== Material to process ==
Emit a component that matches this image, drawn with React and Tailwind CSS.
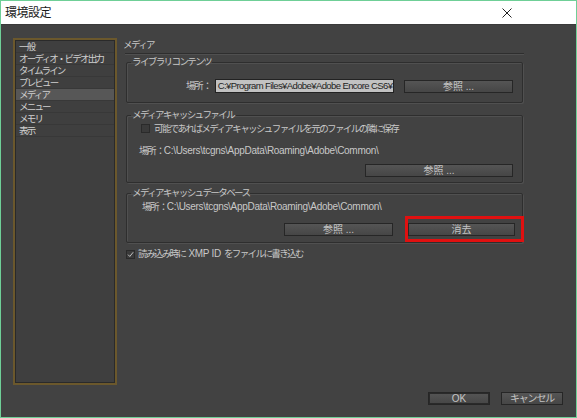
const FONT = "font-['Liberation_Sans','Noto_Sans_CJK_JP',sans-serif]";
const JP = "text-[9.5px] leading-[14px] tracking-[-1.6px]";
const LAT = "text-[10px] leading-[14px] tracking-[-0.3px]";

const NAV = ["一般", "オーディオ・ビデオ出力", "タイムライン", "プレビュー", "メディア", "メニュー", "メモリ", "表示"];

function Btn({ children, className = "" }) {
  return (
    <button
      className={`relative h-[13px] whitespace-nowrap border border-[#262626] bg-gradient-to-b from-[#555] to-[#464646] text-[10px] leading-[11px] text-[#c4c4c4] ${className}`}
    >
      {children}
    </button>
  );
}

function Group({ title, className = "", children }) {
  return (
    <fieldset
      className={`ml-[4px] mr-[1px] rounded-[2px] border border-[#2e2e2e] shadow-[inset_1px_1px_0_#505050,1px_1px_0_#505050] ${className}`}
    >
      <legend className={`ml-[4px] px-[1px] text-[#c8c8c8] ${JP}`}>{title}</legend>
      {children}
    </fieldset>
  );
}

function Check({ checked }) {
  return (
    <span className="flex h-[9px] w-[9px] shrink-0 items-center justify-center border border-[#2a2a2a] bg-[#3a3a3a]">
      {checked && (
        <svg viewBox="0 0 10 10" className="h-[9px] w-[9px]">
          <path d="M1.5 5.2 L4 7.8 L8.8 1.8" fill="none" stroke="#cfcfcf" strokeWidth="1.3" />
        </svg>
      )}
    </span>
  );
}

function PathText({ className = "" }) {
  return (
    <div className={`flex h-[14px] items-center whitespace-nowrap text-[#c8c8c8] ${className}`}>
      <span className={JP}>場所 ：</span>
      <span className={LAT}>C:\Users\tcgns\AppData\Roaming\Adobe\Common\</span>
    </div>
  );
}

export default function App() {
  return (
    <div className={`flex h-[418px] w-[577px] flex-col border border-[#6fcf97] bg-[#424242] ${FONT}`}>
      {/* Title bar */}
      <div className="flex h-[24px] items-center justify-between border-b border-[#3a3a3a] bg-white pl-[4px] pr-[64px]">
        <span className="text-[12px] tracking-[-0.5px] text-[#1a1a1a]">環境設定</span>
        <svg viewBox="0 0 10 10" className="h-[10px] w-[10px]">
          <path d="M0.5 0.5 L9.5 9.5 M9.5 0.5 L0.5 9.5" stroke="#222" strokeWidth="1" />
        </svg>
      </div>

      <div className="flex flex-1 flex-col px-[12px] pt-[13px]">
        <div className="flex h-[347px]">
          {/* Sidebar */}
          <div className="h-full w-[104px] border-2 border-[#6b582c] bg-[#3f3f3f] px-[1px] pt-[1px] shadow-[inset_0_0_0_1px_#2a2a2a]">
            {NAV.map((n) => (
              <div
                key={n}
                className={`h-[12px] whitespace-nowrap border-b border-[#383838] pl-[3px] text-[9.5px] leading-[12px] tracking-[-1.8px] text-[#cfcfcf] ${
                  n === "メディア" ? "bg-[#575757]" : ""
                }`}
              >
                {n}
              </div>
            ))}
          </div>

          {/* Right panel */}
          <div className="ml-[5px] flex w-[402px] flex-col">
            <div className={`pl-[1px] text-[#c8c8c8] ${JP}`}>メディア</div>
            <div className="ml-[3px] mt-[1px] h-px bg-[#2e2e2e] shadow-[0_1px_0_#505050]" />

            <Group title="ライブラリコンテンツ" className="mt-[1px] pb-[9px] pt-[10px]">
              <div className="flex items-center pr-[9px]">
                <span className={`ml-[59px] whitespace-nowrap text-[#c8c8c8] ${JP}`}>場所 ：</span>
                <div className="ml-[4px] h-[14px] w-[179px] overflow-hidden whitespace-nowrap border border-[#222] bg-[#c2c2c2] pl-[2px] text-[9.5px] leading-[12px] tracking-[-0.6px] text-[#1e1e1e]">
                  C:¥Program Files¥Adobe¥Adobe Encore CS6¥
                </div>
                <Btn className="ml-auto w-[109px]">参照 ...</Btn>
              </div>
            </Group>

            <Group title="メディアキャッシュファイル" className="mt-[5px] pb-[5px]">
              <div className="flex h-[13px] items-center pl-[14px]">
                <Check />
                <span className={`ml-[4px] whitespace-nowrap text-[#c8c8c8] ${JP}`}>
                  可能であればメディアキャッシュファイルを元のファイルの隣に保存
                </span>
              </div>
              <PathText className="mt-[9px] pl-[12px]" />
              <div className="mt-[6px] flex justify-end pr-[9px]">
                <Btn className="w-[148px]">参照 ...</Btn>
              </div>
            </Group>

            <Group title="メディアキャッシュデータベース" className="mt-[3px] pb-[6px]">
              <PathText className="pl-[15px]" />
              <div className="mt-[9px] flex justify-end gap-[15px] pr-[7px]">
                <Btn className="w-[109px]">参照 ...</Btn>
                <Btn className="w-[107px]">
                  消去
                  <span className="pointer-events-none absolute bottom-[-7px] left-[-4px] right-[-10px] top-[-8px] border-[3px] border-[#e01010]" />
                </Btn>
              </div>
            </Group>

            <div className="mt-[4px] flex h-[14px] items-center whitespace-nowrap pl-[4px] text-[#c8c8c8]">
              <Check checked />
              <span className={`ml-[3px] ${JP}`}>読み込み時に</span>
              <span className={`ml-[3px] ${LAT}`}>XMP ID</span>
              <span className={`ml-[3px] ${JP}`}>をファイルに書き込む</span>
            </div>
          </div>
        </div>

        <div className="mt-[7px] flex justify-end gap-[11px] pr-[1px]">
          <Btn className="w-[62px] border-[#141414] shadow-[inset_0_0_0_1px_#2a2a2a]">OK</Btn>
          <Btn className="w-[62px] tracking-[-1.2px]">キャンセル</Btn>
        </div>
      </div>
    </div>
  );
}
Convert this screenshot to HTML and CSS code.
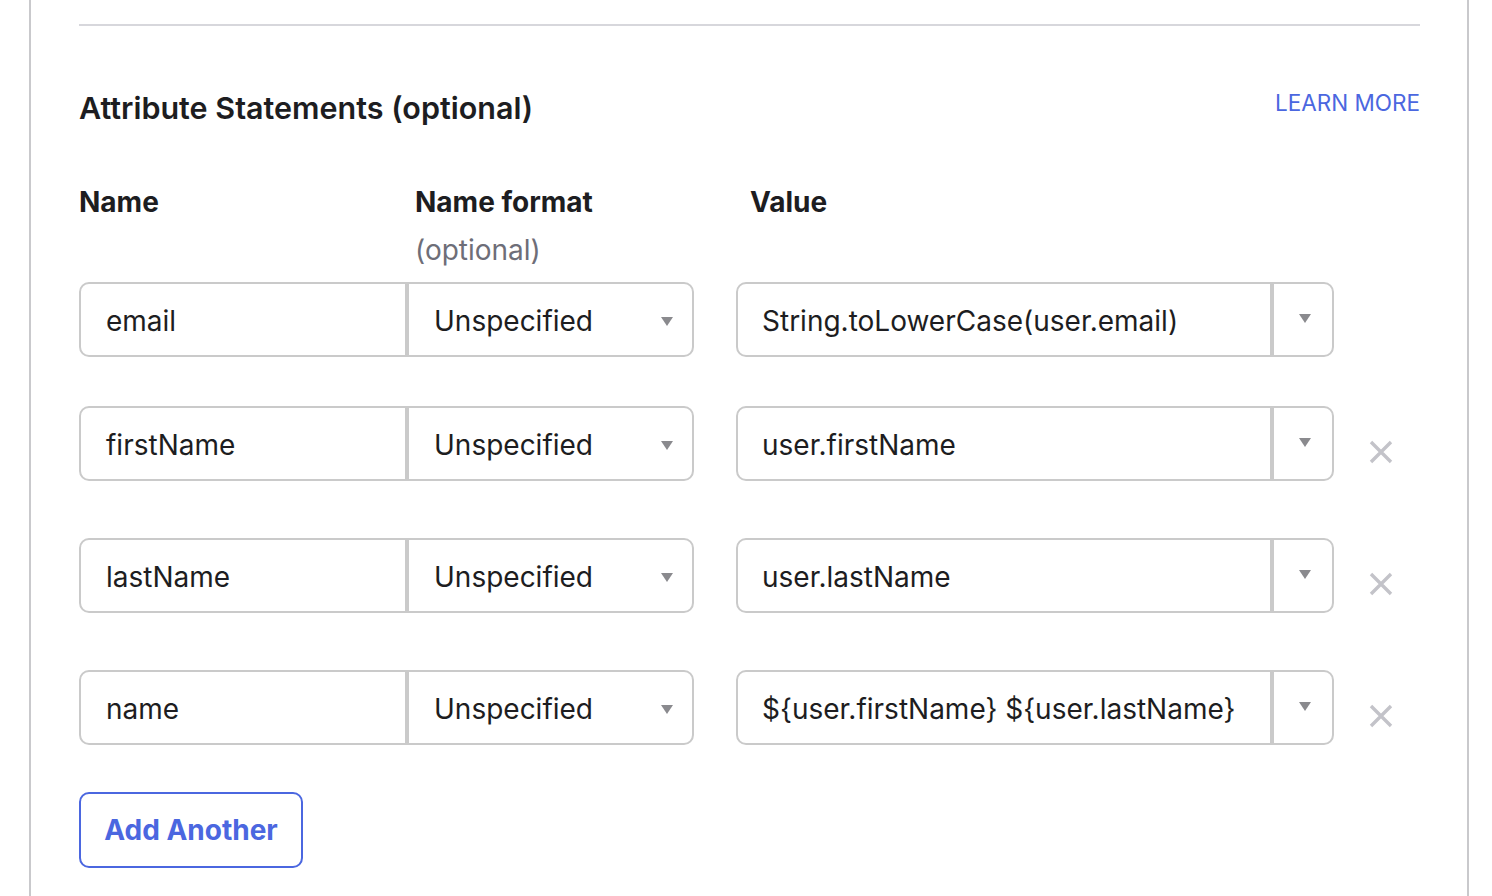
===
▶ **Task directions**: Transcribe the records above exactly, omitting every picture they contain.

▶ **Expected answer**:
Emit a component that matches this image, drawn with React and Tailwind CSS.
const FONT = "font-['Liberation_Sans','Noto_Sans_CJK_JP',sans-serif]";
const JP = "text-[9.5px] leading-[14px] tracking-[-1.6px]";
const LAT = "text-[10px] leading-[14px] tracking-[-0.3px]";

const NAV = ["一般", "オーディオ・ビデオ出力", "タイムライン", "プレビュー", "メディア", "メニュー", "メモリ", "表示"];

function Btn({ children, className = "" }) {
  return (
    <button
      className={`relative h-[13px] whitespace-nowrap border border-[#262626] bg-gradient-to-b from-[#555] to-[#464646] text-[10px] leading-[11px] text-[#c4c4c4] ${className}`}
    >
      {children}
    </button>
  );
}

function Group({ title, className = "", children }) {
  return (
    <fieldset
      className={`ml-[4px] mr-[1px] rounded-[2px] border border-[#2e2e2e] shadow-[inset_1px_1px_0_#505050,1px_1px_0_#505050] ${className}`}
    >
      <legend className={`ml-[4px] px-[1px] text-[#c8c8c8] ${JP}`}>{title}</legend>
      {children}
    </fieldset>
  );
}

function Check({ checked }) {
  return (
    <span className="flex h-[9px] w-[9px] shrink-0 items-center justify-center border border-[#2a2a2a] bg-[#3a3a3a]">
      {checked && (
        <svg viewBox="0 0 10 10" className="h-[9px] w-[9px]">
          <path d="M1.5 5.2 L4 7.8 L8.8 1.8" fill="none" stroke="#cfcfcf" strokeWidth="1.3" />
        </svg>
      )}
    </span>
  );
}

function PathText({ className = "" }) {
  return (
    <div className={`flex h-[14px] items-center whitespace-nowrap text-[#c8c8c8] ${className}`}>
      <span className={JP}>場所 ：</span>
      <span className={LAT}>C:\Users\tcgns\AppData\Roaming\Adobe\Common\</span>
    </div>
  );
}

export default function App() {
  return (
    <div className={`flex h-[418px] w-[577px] flex-col border border-[#6fcf97] bg-[#424242] ${FONT}`}>
      {/* Title bar */}
      <div className="flex h-[24px] items-center justify-between border-b border-[#3a3a3a] bg-white pl-[4px] pr-[64px]">
        <span className="text-[12px] tracking-[-0.5px] text-[#1a1a1a]">環境設定</span>
        <svg viewBox="0 0 10 10" className="h-[10px] w-[10px]">
          <path d="M0.5 0.5 L9.5 9.5 M9.5 0.5 L0.5 9.5" stroke="#222" strokeWidth="1" />
        </svg>
      </div>

      <div className="flex flex-1 flex-col px-[12px] pt-[13px]">
        <div className="flex h-[347px]">
          {/* Sidebar */}
          <div className="h-full w-[104px] border-2 border-[#6b582c] bg-[#3f3f3f] px-[1px] pt-[1px] shadow-[inset_0_0_0_1px_#2a2a2a]">
            {NAV.map((n) => (
              <div
                key={n}
                className={`h-[12px] whitespace-nowrap border-b border-[#383838] pl-[3px] text-[9.5px] leading-[12px] tracking-[-1.8px] text-[#cfcfcf] ${
                  n === "メディア" ? "bg-[#575757]" : ""
                }`}
              >
                {n}
              </div>
            ))}
          </div>

          {/* Right panel */}
          <div className="ml-[5px] flex w-[402px] flex-col">
            <div className={`pl-[1px] text-[#c8c8c8] ${JP}`}>メディア</div>
            <div className="ml-[3px] mt-[1px] h-px bg-[#2e2e2e] shadow-[0_1px_0_#505050]" />

            <Group title="ライブラリコンテンツ" className="mt-[1px] pb-[9px] pt-[10px]">
              <div className="flex items-center pr-[9px]">
                <span className={`ml-[59px] whitespace-nowrap text-[#c8c8c8] ${JP}`}>場所 ：</span>
                <div className="ml-[4px] h-[14px] w-[179px] overflow-hidden whitespace-nowrap border border-[#222] bg-[#c2c2c2] pl-[2px] text-[9.5px] leading-[12px] tracking-[-0.6px] text-[#1e1e1e]">
                  C:¥Program Files¥Adobe¥Adobe Encore CS6¥
                </div>
                <Btn className="ml-auto w-[109px]">参照 ...</Btn>
              </div>
            </Group>

            <Group title="メディアキャッシュファイル" className="mt-[5px] pb-[5px]">
              <div className="flex h-[13px] items-center pl-[14px]">
                <Check />
                <span className={`ml-[4px] whitespace-nowrap text-[#c8c8c8] ${JP}`}>
                  可能であればメディアキャッシュファイルを元のファイルの隣に保存
                </span>
              </div>
              <PathText className="mt-[9px] pl-[12px]" />
              <div className="mt-[6px] flex justify-end pr-[9px]">
                <Btn className="w-[148px]">参照 ...</Btn>
              </div>
            </Group>

            <Group title="メディアキャッシュデータベース" className="mt-[3px] pb-[6px]">
              <PathText className="pl-[15px]" />
              <div className="mt-[9px] flex justify-end gap-[15px] pr-[7px]">
                <Btn className="w-[109px]">参照 ...</Btn>
                <Btn className="w-[107px]">
                  消去
                  <span className="pointer-events-none absolute bottom-[-7px] left-[-4px] right-[-10px] top-[-8px] border-[3px] border-[#e01010]" />
                </Btn>
              </div>
            </Group>

            <div className="mt-[4px] flex h-[14px] items-center whitespace-nowrap pl-[4px] text-[#c8c8c8]">
              <Check checked />
              <span className={`ml-[3px] ${JP}`}>読み込み時に</span>
              <span className={`ml-[3px] ${LAT}`}>XMP ID</span>
              <span className={`ml-[3px] ${JP}`}>をファイルに書き込む</span>
            </div>
          </div>
        </div>

        <div className="mt-[7px] flex justify-end gap-[11px] pr-[1px]">
          <Btn className="w-[62px] border-[#141414] shadow-[inset_0_0_0_1px_#2a2a2a]">OK</Btn>
          <Btn className="w-[62px] tracking-[-1.2px]">キャンセル</Btn>
        </div>
      </div>
    </div>
  );
}
Convert this screenshot to HTML and CSS code.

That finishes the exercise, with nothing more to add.